Parkinson’s disease commonly effects a person’s movements, balance, and spatial reasoning, while causing muscle rigidity. The disease progresses, while making symptoms more pronounced over time. Medical professionals have not developed a cure, but there are ways to relieve the symptoms during the first decade of the disease. As the disease progresses, medications are often necessary to make daily life more bearable. Yoga has been proven as an effective adjunct therapy for Parkinson’s patients. It helps patients regain motor coordination, control, flexibility, strength, and balance.
Traditional Yoga poses, especially some of the standing poses, which require balance, will not be the best choice for Parkinson’s patients. Lack of balance can cause the patients to worry about falling over or injuring their selves. Putting a student at risk of injury is extremely unwise on the part of a Yoga instructor. In order to provide a relaxing experience for Parkinson’s patients, a Yoga teacher should adapt poses for sitting in a chair. Over time, patients might also be able to use a wall for support, or straps, blocks, or blankets to adapt the poses. Patients will still get the benefits each pose provides, but the modifications will ensure a safe, gentle practice.
Yoga provides an overall body stretch, which can affect the entire body as well as the mind. The stretches encourage new blood to flow throughout the entire body, reaching all of its important organs. This results in more energy and a feeling of health and wellness. Joints and muscles become more flexible, allowing movements to come more easily and smoothly. Stress levels often decrease, as the patients become more physically active. The meditative portion of Yoga can also benefit Parkinson’s patients by providing them a healthy outlet for stress and anxiety. Deep breathing methods teach patients to fill up the belly and lungs to release negative thoughts and emotions, clear the mind, and focus on health and wellness.

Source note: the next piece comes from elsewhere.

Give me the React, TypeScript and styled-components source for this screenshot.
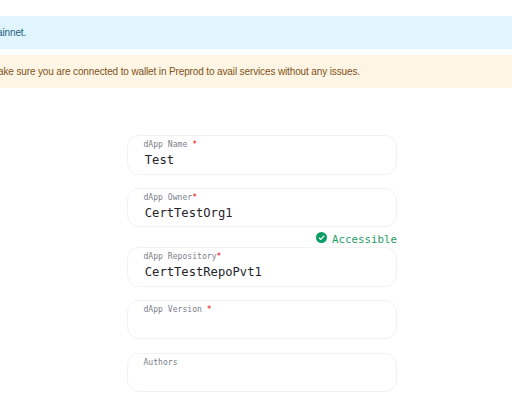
import React from "react";
import styled, { createGlobalStyle } from "styled-components";

const GlobalStyle = createGlobalStyle`
  * { box-sizing: border-box; }
  html, body { margin: 0; background: #fff; overflow: hidden; }
`;
const Page = styled.main`
  width: 512px;
  height: 401px;
  padding-top: 16px;
  overflow: hidden;
  background: #fff;
`;
const Banner = styled.div<{ $tone: "info" | "warning" }>`
  display: flex;
  align-items: center;
  height: 33px;
  margin-bottom: 6px;
  white-space: nowrap;
  font: 10px/16px "Liberation Sans", Arial, sans-serif;
  letter-spacing: -0.13px;
  background: ${(p) => (p.$tone === "info" ? "#e1f5fe" : "#fff5e4")};
  color: ${(p) => (p.$tone === "info" ? "#22607f" : "#7d5320")};
`;
const BannerText = styled.span<{ $shift: number }>`
  margin-left: ${(p) => p.$shift}px;
`;
const Form = styled.form`
  display: flex;
  flex-direction: column;
  gap: 13.8px;
  width: 270px;
  margin: 47.45px 0 0 127px;
  font-family: "DejaVu Sans Mono", monospace;
`;
const Group = styled.div`
  display: flex;
  flex-direction: column;
`;
const Field = styled.label`
  display: block;
  height: 39.1px;
  padding: 3px 15.5px 0;
  border: 1px solid #f2f2f2;
  border-radius: 12px;
`;
const Caption = styled.span`
  display: block;
  height: 12.6px;
  font-size: 8.1px;
  line-height: 10px;
  color: #7b7f8c;
`;
const Required = styled.span`
  color: #f00000;
`;
const Value = styled.span`
  display: block;
  padding-left: 1.3px;
  font-size: 12.15px;
  line-height: 16px;
  color: #25232c;
`;
const Status = styled.div`
  display: flex;
  align-items: center;
  justify-content: flex-end;
  gap: 5px;
  height: 20.05px;
  padding-top: 1px;
  font-size: 10.8px;
  color: #1f9d66;
`;
const StatusText = styled.span`
  padding-top: 3px;
`;

const CheckIcon = () => (
  <svg width="11" height="11" viewBox="0 0 22 22">
    <circle cx="11" cy="11" r="11" fill="#099d65" />
    <path d="M6 11.5l3.5 3.5 7-7.5" fill="none" stroke="#fff" strokeWidth="2.4" />
  </svg>
);

type InputProps = { label: string; required?: boolean; value?: string };
const Input = ({ label, required, value }: InputProps) => (
  <Field>
    <Caption>{label}{required && <Required>*</Required>}</Caption>
    <Value>{value}</Value>
  </Field>
);

export default function App() {
  return (
    <Page>
      <GlobalStyle />
      <Banner $tone="info"><BannerText $shift={-3}>ainnet.</BannerText></Banner>
      <Banner $tone="warning">
        <BannerText $shift={-2}>ake sure you are connected to wallet in Preprod to avail services without any issues.</BannerText>
      </Banner>
      <Form>
        <Input label="dApp Name " required value="Test" />
        <Group>
          <Input label="dApp Owner" required value="CertTestOrg1" />
          <Status><CheckIcon /><StatusText>Accessible</StatusText></Status>
          <Input label="dApp Repository" required value="CertTestRepoPvt1" />
        </Group>
        <Input label="dApp Version " required />
        <Input label="Authors" />
      </Form>
    </Page>
  );
}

Mountain pose allows patients to focus on good posture and balance. In a chair, ask patients to sit with hips and shoulders aligned, and the spine and neck aligned. Gaze can focus softly forward, or the eyes may be closed. Feet can be planted firmly on the floor. Ask patients to breathe deeply while noticing how their weight is equally distributed throughout the body.
Trunk circles get the blood and energy flowing within the body, and loosen the hips and sides of the body. Sitting in a chair, patients can bend forward at the hips, and then sweep the torso up and to the right, forming a complete circle. Remind patients to keep the head, neck and spine aligned. Repeat circles in both directions.